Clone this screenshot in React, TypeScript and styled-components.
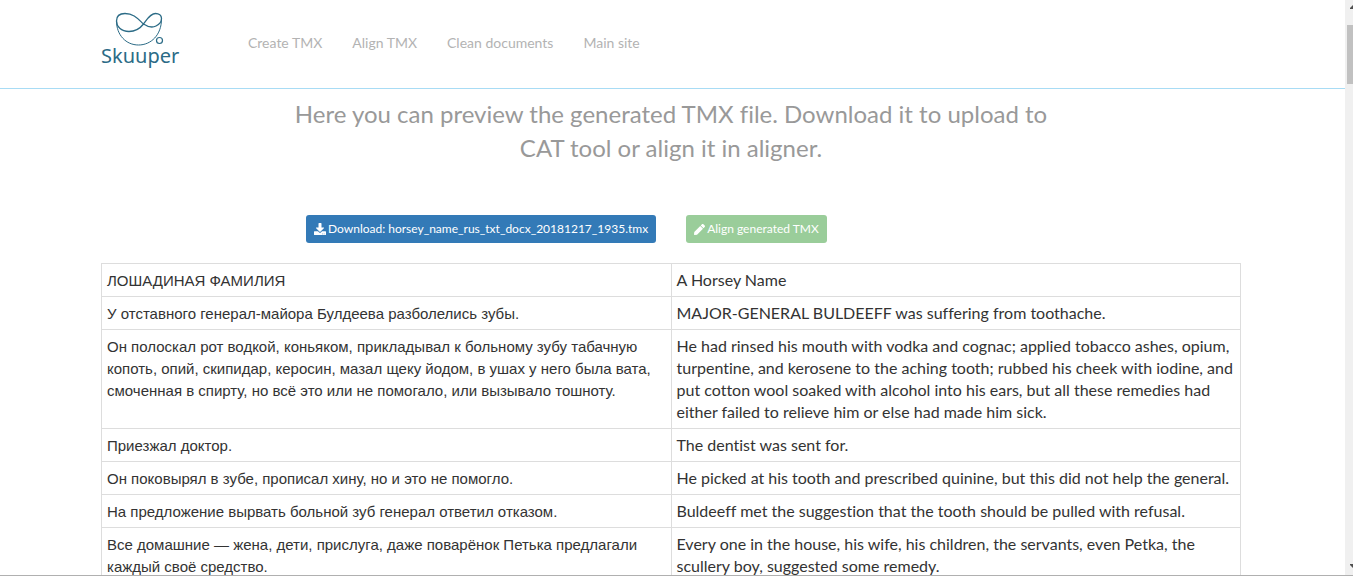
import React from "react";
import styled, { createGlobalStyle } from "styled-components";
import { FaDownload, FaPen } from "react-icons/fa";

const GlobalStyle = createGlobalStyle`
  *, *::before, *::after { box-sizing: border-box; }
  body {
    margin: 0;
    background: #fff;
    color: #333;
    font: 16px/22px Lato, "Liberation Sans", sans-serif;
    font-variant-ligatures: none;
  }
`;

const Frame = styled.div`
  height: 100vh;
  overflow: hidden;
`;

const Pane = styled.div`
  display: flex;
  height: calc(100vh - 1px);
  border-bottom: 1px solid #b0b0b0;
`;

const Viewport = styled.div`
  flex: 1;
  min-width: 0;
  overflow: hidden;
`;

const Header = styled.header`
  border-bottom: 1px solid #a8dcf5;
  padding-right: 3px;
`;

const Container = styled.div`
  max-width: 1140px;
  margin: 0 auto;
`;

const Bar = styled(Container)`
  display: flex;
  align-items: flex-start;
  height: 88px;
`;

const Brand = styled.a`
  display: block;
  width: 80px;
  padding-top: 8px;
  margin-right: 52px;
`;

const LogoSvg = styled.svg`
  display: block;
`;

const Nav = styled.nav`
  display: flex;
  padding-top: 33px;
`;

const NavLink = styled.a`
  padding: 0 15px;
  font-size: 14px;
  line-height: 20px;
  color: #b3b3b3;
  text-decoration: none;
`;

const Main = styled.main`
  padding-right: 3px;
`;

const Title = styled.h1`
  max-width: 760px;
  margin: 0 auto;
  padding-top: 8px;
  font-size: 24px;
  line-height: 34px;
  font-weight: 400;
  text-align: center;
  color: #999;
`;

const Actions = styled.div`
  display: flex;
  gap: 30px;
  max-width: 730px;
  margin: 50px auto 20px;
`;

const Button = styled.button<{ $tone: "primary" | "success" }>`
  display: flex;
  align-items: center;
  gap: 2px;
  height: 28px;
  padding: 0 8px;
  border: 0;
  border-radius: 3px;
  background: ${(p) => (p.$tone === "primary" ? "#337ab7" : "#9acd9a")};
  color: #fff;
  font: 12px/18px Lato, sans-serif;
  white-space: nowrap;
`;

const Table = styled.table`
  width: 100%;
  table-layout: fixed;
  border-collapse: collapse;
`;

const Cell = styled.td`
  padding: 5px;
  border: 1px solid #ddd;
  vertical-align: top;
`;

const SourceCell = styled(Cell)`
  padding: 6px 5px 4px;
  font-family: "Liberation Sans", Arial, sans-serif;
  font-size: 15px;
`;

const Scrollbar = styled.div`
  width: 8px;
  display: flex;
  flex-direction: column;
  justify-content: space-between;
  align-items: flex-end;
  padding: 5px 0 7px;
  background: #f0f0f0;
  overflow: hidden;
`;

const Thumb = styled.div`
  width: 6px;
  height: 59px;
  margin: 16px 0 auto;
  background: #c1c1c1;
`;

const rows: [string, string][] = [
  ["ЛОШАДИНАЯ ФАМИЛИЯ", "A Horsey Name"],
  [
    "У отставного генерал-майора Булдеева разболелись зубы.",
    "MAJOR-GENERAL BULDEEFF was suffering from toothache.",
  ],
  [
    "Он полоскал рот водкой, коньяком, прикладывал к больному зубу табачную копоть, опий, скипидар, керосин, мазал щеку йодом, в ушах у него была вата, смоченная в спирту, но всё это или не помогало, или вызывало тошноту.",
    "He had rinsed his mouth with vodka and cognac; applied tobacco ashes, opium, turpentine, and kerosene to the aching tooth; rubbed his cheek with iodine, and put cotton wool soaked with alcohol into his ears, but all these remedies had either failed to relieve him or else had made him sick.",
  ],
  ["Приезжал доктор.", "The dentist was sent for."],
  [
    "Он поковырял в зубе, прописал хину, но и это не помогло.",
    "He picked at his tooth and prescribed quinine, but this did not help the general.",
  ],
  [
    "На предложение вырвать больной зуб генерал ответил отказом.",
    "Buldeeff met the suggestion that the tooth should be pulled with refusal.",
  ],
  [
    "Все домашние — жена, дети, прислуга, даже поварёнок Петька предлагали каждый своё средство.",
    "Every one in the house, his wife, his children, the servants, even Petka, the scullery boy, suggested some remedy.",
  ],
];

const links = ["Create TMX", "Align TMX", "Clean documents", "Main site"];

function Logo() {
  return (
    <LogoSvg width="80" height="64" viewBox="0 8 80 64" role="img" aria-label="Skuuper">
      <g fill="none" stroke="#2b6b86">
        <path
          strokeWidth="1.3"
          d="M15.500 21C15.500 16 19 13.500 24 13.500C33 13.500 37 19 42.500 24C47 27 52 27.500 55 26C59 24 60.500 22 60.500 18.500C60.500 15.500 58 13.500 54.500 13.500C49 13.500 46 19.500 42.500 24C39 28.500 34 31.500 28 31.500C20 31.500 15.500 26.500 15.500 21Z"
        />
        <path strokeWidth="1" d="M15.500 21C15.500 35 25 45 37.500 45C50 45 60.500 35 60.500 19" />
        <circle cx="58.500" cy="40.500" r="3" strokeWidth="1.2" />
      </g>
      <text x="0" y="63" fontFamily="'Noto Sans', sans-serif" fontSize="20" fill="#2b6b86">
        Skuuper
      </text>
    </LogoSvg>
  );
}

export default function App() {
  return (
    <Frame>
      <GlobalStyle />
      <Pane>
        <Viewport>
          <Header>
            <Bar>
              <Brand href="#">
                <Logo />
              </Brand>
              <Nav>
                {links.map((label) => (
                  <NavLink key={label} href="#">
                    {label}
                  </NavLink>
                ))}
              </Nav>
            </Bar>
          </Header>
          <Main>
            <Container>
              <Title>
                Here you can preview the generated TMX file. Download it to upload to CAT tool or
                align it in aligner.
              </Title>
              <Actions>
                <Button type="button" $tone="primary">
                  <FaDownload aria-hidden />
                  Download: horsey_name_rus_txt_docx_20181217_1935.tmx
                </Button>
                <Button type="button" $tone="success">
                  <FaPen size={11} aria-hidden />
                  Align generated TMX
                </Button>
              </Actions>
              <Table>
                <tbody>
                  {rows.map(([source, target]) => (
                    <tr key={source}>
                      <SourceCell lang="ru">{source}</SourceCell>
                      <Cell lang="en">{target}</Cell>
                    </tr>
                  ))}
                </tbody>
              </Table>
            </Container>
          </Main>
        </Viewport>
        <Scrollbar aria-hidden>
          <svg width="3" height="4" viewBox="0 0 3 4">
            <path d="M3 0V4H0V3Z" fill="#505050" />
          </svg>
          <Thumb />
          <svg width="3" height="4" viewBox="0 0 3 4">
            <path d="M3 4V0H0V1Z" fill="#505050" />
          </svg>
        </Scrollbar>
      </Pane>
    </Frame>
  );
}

--- --- ---

*Exercise task*. Repeat the material above in full and exactly, apart from the pictures.

*Reply to the exercise*.
Clone this screenshot in React, TypeScript and styled-components.
import React from "react";
import styled, { createGlobalStyle } from "styled-components";
import { FaDownload, FaPen } from "react-icons/fa";

const GlobalStyle = createGlobalStyle`
  *, *::before, *::after { box-sizing: border-box; }
  body {
    margin: 0;
    background: #fff;
    color: #333;
    font: 16px/22px Lato, "Liberation Sans", sans-serif;
    font-variant-ligatures: none;
  }
`;

const Frame = styled.div`
  height: 100vh;
  overflow: hidden;
`;

const Pane = styled.div`
  display: flex;
  height: calc(100vh - 1px);
  border-bottom: 1px solid #b0b0b0;
`;

const Viewport = styled.div`
  flex: 1;
  min-width: 0;
  overflow: hidden;
`;

const Header = styled.header`
  border-bottom: 1px solid #a8dcf5;
  padding-right: 3px;
`;

const Container = styled.div`
  max-width: 1140px;
  margin: 0 auto;
`;

const Bar = styled(Container)`
  display: flex;
  align-items: flex-start;
  height: 88px;
`;

const Brand = styled.a`
  display: block;
  width: 80px;
  padding-top: 8px;
  margin-right: 52px;
`;

const LogoSvg = styled.svg`
  display: block;
`;

const Nav = styled.nav`
  display: flex;
  padding-top: 33px;
`;

const NavLink = styled.a`
  padding: 0 15px;
  font-size: 14px;
  line-height: 20px;
  color: #b3b3b3;
  text-decoration: none;
`;

const Main = styled.main`
  padding-right: 3px;
`;

const Title = styled.h1`
  max-width: 760px;
  margin: 0 auto;
  padding-top: 8px;
  font-size: 24px;
  line-height: 34px;
  font-weight: 400;
  text-align: center;
  color: #999;
`;

const Actions = styled.div`
  display: flex;
  gap: 30px;
  max-width: 730px;
  margin: 50px auto 20px;
`;

const Button = styled.button<{ $tone: "primary" | "success" }>`
  display: flex;
  align-items: center;
  gap: 2px;
  height: 28px;
  padding: 0 8px;
  border: 0;
  border-radius: 3px;
  background: ${(p) => (p.$tone === "primary" ? "#337ab7" : "#9acd9a")};
  color: #fff;
  font: 12px/18px Lato, sans-serif;
  white-space: nowrap;
`;

const Table = styled.table`
  width: 100%;
  table-layout: fixed;
  border-collapse: collapse;
`;

const Cell = styled.td`
  padding: 5px;
  border: 1px solid #ddd;
  vertical-align: top;
`;

const SourceCell = styled(Cell)`
  padding: 6px 5px 4px;
  font-family: "Liberation Sans", Arial, sans-serif;
  font-size: 15px;
`;

const Scrollbar = styled.div`
  width: 8px;
  display: flex;
  flex-direction: column;
  justify-content: space-between;
  align-items: flex-end;
  padding: 5px 0 7px;
  background: #f0f0f0;
  overflow: hidden;
`;

const Thumb = styled.div`
  width: 6px;
  height: 59px;
  margin: 16px 0 auto;
  background: #c1c1c1;
`;

const rows: [string, string][] = [
  ["ЛОШАДИНАЯ ФАМИЛИЯ", "A Horsey Name"],
  [
    "У отставного генерал-майора Булдеева разболелись зубы.",
    "MAJOR-GENERAL BULDEEFF was suffering from toothache.",
  ],
  [
    "Он полоскал рот водкой, коньяком, прикладывал к больному зубу табачную копоть, опий, скипидар, керосин, мазал щеку йодом, в ушах у него была вата, смоченная в спирту, но всё это или не помогало, или вызывало тошноту.",
    "He had rinsed his mouth with vodka and cognac; applied tobacco ashes, opium, turpentine, and kerosene to the aching tooth; rubbed his cheek with iodine, and put cotton wool soaked with alcohol into his ears, but all these remedies had either failed to relieve him or else had made him sick.",
  ],
  ["Приезжал доктор.", "The dentist was sent for."],
  [
    "Он поковырял в зубе, прописал хину, но и это не помогло.",
    "He picked at his tooth and prescribed quinine, but this did not help the general.",
  ],
  [
    "На предложение вырвать больной зуб генерал ответил отказом.",
    "Buldeeff met the suggestion that the tooth should be pulled with refusal.",
  ],
  [
    "Все домашние — жена, дети, прислуга, даже поварёнок Петька предлагали каждый своё средство.",
    "Every one in the house, his wife, his children, the servants, even Petka, the scullery boy, suggested some remedy.",
  ],
];

const links = ["Create TMX", "Align TMX", "Clean documents", "Main site"];

function Logo() {
  return (
    <LogoSvg width="80" height="64" viewBox="0 8 80 64" role="img" aria-label="Skuuper">
      <g fill="none" stroke="#2b6b86">
        <path
          strokeWidth="1.3"
          d="M15.500 21C15.500 16 19 13.500 24 13.500C33 13.500 37 19 42.500 24C47 27 52 27.500 55 26C59 24 60.500 22 60.500 18.500C60.500 15.500 58 13.500 54.500 13.500C49 13.500 46 19.500 42.500 24C39 28.500 34 31.500 28 31.500C20 31.500 15.500 26.500 15.500 21Z"
        />
        <path strokeWidth="1" d="M15.500 21C15.500 35 25 45 37.500 45C50 45 60.500 35 60.500 19" />
        <circle cx="58.500" cy="40.500" r="3" strokeWidth="1.2" />
      </g>
      <text x="0" y="63" fontFamily="'Noto Sans', sans-serif" fontSize="20" fill="#2b6b86">
        Skuuper
      </text>
    </LogoSvg>
  );
}

export default function App() {
  return (
    <Frame>
      <GlobalStyle />
      <Pane>
        <Viewport>
          <Header>
            <Bar>
              <Brand href="#">
                <Logo />
              </Brand>
              <Nav>
                {links.map((label) => (
                  <NavLink key={label} href="#">
                    {label}
                  </NavLink>
                ))}
              </Nav>
            </Bar>
          </Header>
          <Main>
            <Container>
              <Title>
                Here you can preview the generated TMX file. Download it to upload to CAT tool or
                align it in aligner.
              </Title>
              <Actions>
                <Button type="button" $tone="primary">
                  <FaDownload aria-hidden />
                  Download: horsey_name_rus_txt_docx_20181217_1935.tmx
                </Button>
                <Button type="button" $tone="success">
                  <FaPen size={11} aria-hidden />
                  Align generated TMX
                </Button>
              </Actions>
              <Table>
                <tbody>
                  {rows.map(([source, target]) => (
                    <tr key={source}>
                      <SourceCell lang="ru">{source}</SourceCell>
                      <Cell lang="en">{target}</Cell>
                    </tr>
                  ))}
                </tbody>
              </Table>
            </Container>
          </Main>
        </Viewport>
        <Scrollbar aria-hidden>
          <svg width="3" height="4" viewBox="0 0 3 4">
            <path d="M3 0V4H0V3Z" fill="#505050" />
          </svg>
          <Thumb />
          <svg width="3" height="4" viewBox="0 0 3 4">
            <path d="M3 4V0H0V1Z" fill="#505050" />
          </svg>
        </Scrollbar>
      </Pane>
    </Frame>
  );
}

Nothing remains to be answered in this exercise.